«Die neue griechische Regierung sollte jetzt ihre Chance nutzen und die nötigen Massnahmen ergreifen, damit Polizei- und Justizbehörden Vorfälle von Polizeigewalt rasch, unparteilich und effektiv untersuchen», sagte David Diaz-Jogeix von Amnesty International anlässlich der Vorstellung des Berichts in Athen.
Die griechischen Behörden haben solche Vorkommnisse bisher meist als «isolierte Einzelfälle» abgetan. Der neue Amnesty-Bericht Police violence in Greece: Not just 'isolated incidents' zeigt eine andere Realität.
Die strengen Sparmassnahmen der Regierung im Zuge der sich verschärfenden Wirtschaftskrise haben viele Demonstrationen provoziert. Obwohl diese weitgehend friedlich verliefen, reagierte die Polizei gemäss zahlreichen Berichten von Betroffenen oft mit exzessiver Gewalt. Unter anderem setzte sie in einer Art und Weise chemische Reizstoffe und Blendgranaten ein, die internationale Normen verletzt.
Demonstranten, die verhaftet und ins Gefängnis gebracht wurden, erhielten keinen Zugang zu Ärzten oder Rechtsanwältinnen. Misshandelt werden oft auch Angehörige von Minderheiten oder verletzliche Gruppen, etwa Asylsuchende, Migranten oder Roma.
«Polizeibeamte, die strafbare Handlungen begehen, kommen oft unbehelligt davon. Ihre Opfer haben keine Chance, entschädigt zu werden oder Wiedergutmachung zu bekommen», sagt David Diaz-Jogeix. «Grund dafür sind die systemimmanenten Probleme in der Untersuchung, Verfolgung und Bestrafung von Menschenrechtsverletzungen durch Angehörige der Polizei.
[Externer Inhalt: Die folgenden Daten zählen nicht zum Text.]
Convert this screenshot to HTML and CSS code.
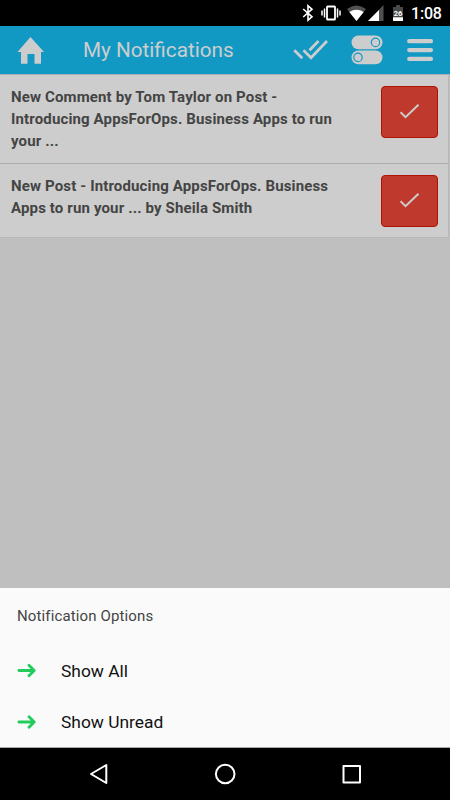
FILE: index.html
```html
<!DOCTYPE html>
<html lang="en">
<head>
<meta charset="utf-8">
<title>My Notifications</title>
<link rel="stylesheet" href="styles.css">
</head>
<body>
<div class="status">
  <svg class="bt" width="12" height="18" viewBox="0 0 12 18"><path d="M1.2 5 L10 12.8 L6 16.2 V1.8 L10 5.2 L1.2 13" fill="none" stroke="#fff" stroke-width="1.6"/></svg>
  <svg class="vib" width="20" height="18" viewBox="0 0 20 18"><g fill="none" stroke="#fff"><rect x="6" y="2.5" width="8" height="13" rx=".6" stroke-width="1.8"/><path d="M3.5 4.5v9M16.5 4.5v9M1 6.5v5M19 6.5v5" stroke-width="1.5"/></g></svg>
  <svg class="wifi" width="20" height="18" viewBox="0 0 20 18"><path d="M9.500 17 0 5Q9.500-2 19 5z" fill="#505050"/><path d="M9.500 17 2.300 8Q9.500 3.500 16.700 8z" fill="#fff"/></svg>
  <svg class="signal" width="16" height="18" viewBox="0 0 16 18"><path d="M0 17 15.500 1v16z" fill="#505050"/><path d="M0 17 11 6v11z" fill="#fff"/></svg>
  <svg class="battery" width="10" height="18" viewBox="0 0 10 18"><path d="M0 3h3V1h4v2h3v14H0z" fill="#484848"/><path d="M0 13.300h10V17H0z" fill="#fff"/><text x="5" y="11.800" class="pct">26</text></svg>
  <span class="time">1:08</span>
</div>
<header class="bar">
  <svg class="home" width="27" height="28" viewBox="0 0 27 28"><path d="M13.500 1 27 16h-3v11.800h-6.500V18h-7v9.800H4V16H.5z" fill="#cdcdcd"/></svg>
  <h1 class="title">My Notifications</h1>
  <svg class="dbl" width="36" height="22" viewBox="0 0 36 22"><path d="M1.300 11.200 9.300 19.200M10.500 11.200l7.500 7.600L34 2M16.500 11.200 25.500 2" fill="none" stroke="#cdcdcd" stroke-width="2.700"/></svg>
  <svg class="toggles" width="32" height="30" viewBox="0 0 32 30"><rect x=".5" y=".5" width="31" height="13.800" rx="6.900" fill="#cdcdcd"/><rect x=".5" y="15.500" width="31" height="13.800" rx="6.900" fill="#cdcdcd"/><g fill="none" stroke="#1199c4" stroke-width="1.200"><circle cx="24.500" cy="7.400" r="4.200"/><circle cx="7" cy="22.400" r="4.200"/></g></svg>
  <svg class="menu" width="27" height="24" viewBox="0 0 27 24"><path d="M2.200 3.200h21.800M2.200 12.100h21.800M2.200 20.900h21.800" stroke="#cdcdcd" stroke-width="4.200" stroke-linecap="round"/></svg>
</header>
<main class="page">
  <ul class="list">
    <li class="item"><p class="text">New Comment by Tom Taylor on Post - Introducing AppsForOps. Business Apps to run your ...</p><button class="mark" aria-label="Mark read"><svg width="20" height="16" viewBox="0 0 20 16"><path d="m.5 9.200 5 5L18.500 1.800" fill="none" stroke="#cdcdcd" stroke-width="2"/></svg></button></li>
    <li class="item"><p class="text">New Post - Introducing AppsForOps. Business Apps to run your ... by Sheila Smith</p><button class="mark" aria-label="Mark read"><svg width="20" height="16" viewBox="0 0 20 16"><path d="m.5 9.200 5 5L18.500 1.800" fill="none" stroke="#cdcdcd" stroke-width="2"/></svg></button></li>
  </ul>
</main>
<section class="sheet">
  <h2 class="sheet-title">Notification Options</h2>
  <div class="option"><svg class="arrow" width="19" height="16" viewBox="0 0 19 16"><path d="M1.900 7.500H16M12 2.200 17.200 7.500 12 12.800"/></svg><span>Show All</span></div>
  <div class="option"><svg class="arrow" width="19" height="16" viewBox="0 0 19 16"><path d="M1.900 8H16M12 2.700 17.200 8 12 13.300"/></svg><span>Show Unread</span></div>
</section>
<nav class="nav">
  <svg width="22" height="22" viewBox="0 0 22 22"><path d="M3 11 18.300 2v18z"/></svg>
  <svg width="22" height="22" viewBox="0 0 22 22"><circle cx="11.200" cy="11" r="9.300"/></svg>
  <svg width="22" height="22" viewBox="0 0 22 22"><rect x="3.500" y="3" width="16.500" height="16.500"/></svg>
</nav>
</body>
</html>
```
FILE: styles.css
```css
* { box-sizing: border-box; }
body {
  margin: 0;
  height: 800px;
  display: flex;
  flex-direction: column;
  overflow: hidden;
  background: #000;
  font-family: Roboto, "Liberation Sans", sans-serif;
}
svg { display: block; flex: none; }
.status {
  height: 26px;
  flex: none;
  display: flex;
  align-items: center;
  padding-left: 302px;
  color: #fff;
}
.vib { margin-left: 7px; }
.wifi { margin-left: 6px; }
.signal { margin-left: 1px; }
.battery { margin-left: 9px; }
.pct { font-size: 7.5px; font-weight: 700; fill: #fff; text-anchor: middle; }
.time { margin-left: 8px; font-size: 16px; font-weight: 500; line-height: 28px; padding-top: 1px; letter-spacing: -0.2px; }
.bar {
  height: 49px;
  flex: none;
  display: flex;
  align-items: center;
  padding-left: 17px;
  background: #1199c4;
  border-bottom: 1px solid #a9b0b5;
}
.title {
  width: 210px;
  margin: 0 0 0 39px;
  font-size: 20.7px;
  font-weight: 400;
  line-height: 46px;
  color: #cdcdcd;
  white-space: nowrap;
}
.toggles { margin-left: 22px; }
.menu { margin-left: 24px; }
.page { flex: 1; background: #bfbfbf; }
.list {
  margin: 0 1px 0 0;
  padding: 0;
  list-style: none;
  background: #cdcdcd;
  border-right: 1px solid #b8b8b8;
}
.item {
  display: flex;
  justify-content: space-between;
  align-items: flex-start;
  padding: 11px 10px 0 11px;
  height: 89px;
  border-bottom: 1px solid #adadad;
}
.item + .item { height: 74px; border-color: #b8b8b8; }
.text {
  width: 335px;
  margin: 0;
  font-size: 15px;
  font-weight: 700;
  line-height: 22px;
  letter-spacing: 0.14px;
  color: #444;
}
.mark {
  width: 57px;
  height: 52px;
  padding: 0 0 2px;
  display: flex;
  align-items: center;
  justify-content: center;
  background: #c0392d;
  border: 1px solid #b21205;
  border-radius: 4px;
}
.sheet {
  height: 160px;
  flex: none;
  background: #fafafa;
  border-bottom: 1px solid #aaa;
}
.sheet-title {
  margin: 0;
  padding-left: 17px;
  height: 57px;
  font-size: 15px;
  font-weight: 400;
  line-height: 56px;
  letter-spacing: 0.13px;
  color: #444;
}
.option {
  height: 51px;
  display: flex;
  align-items: center;
  gap: 25px;
  padding-left: 17px;
  font-size: 17.4px;
  color: #111;
}
.arrow {
  fill: none;
  stroke: #22cc5c;
  stroke-width: 2.8;
  stroke-linecap: round;
  stroke-linejoin: round;
}
.nav {
  height: 52px;
  flex: none;
  display: flex;
  justify-content: space-between;
  align-items: center;
  padding: 0 88px;
}
.nav svg { fill: none; stroke: #fff; stroke-width: 2; stroke-linejoin: round; }
```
Dazu kommt, dass der Tatbestand der Folter im griechischen Strafgesetz deutlich enger definiert ist als in internationalen Verträgen, die Griechenland unterzeichnet hat.»
Zwei Fallbeispiele
Manolis Kypreos beobachtete als Journalist auf dem Syntagma-Platz in Athen die Demonstrationen gegen die Sparprogramme der Regierung. Gegenüber Amnesty International berichtete er, wie am 15. Juni 2011 der Kommandant einer Polizeieinheit einen Polizeibeamten anwies, eine Blendgranate auf ihn zu werfen. Seinen Aussagen gemäss hatte er sich kurz zuvor als Journalist zu erkennen gegeben. Manolis Kypreos erlitt einen totalen Gehörverlust auf beiden Ohren, was das Ende seiner Karriere als Journalist bedeutete. Ende 2011 hat die Athener Staatsanwaltschaft in erster Instanz Klage gegen die bisher nicht identifizierten Polizisten wegen schwerer Körperverletzung erhoben. Briefaktion für Manolis Kypreos
Yiannis Kafkas, ein arbeitsloser Psychologe und Nachdiplomstudent der Fotografie, wurde an einer Anti-Austeritäts-Demonstration am 11. Mai 2011 von der Einsatzpolizei dermassen heftig geschlagen, dass er beinahe tödliche Kopfverletzungen erlitt. Gemäss seinem Anwalt und seiner eigenen Aussage wurde er mit einem der Feuerlöscher, die die Einsatzpolizei gewöhnlich mit sich führt, traktiert. Er musste 20 Tage im Spital bleiben, 10 davon auf der Intensivstation nach einer Notoperation. Im Februar 2012 übermittelte die Polizei ihre Erkenntnisse bezüglich der Attacke auf Yiannis Kafkas an den Athener Staatsanwalt. Bis anhin hat dieser den vorliegenden Informationen gemäss jedoch noch nicht entschieden, ob eine Klage gegen einen bekannten oder gegen einen noch immer nicht identifizierten Polizeibeamten eingereicht werden soll.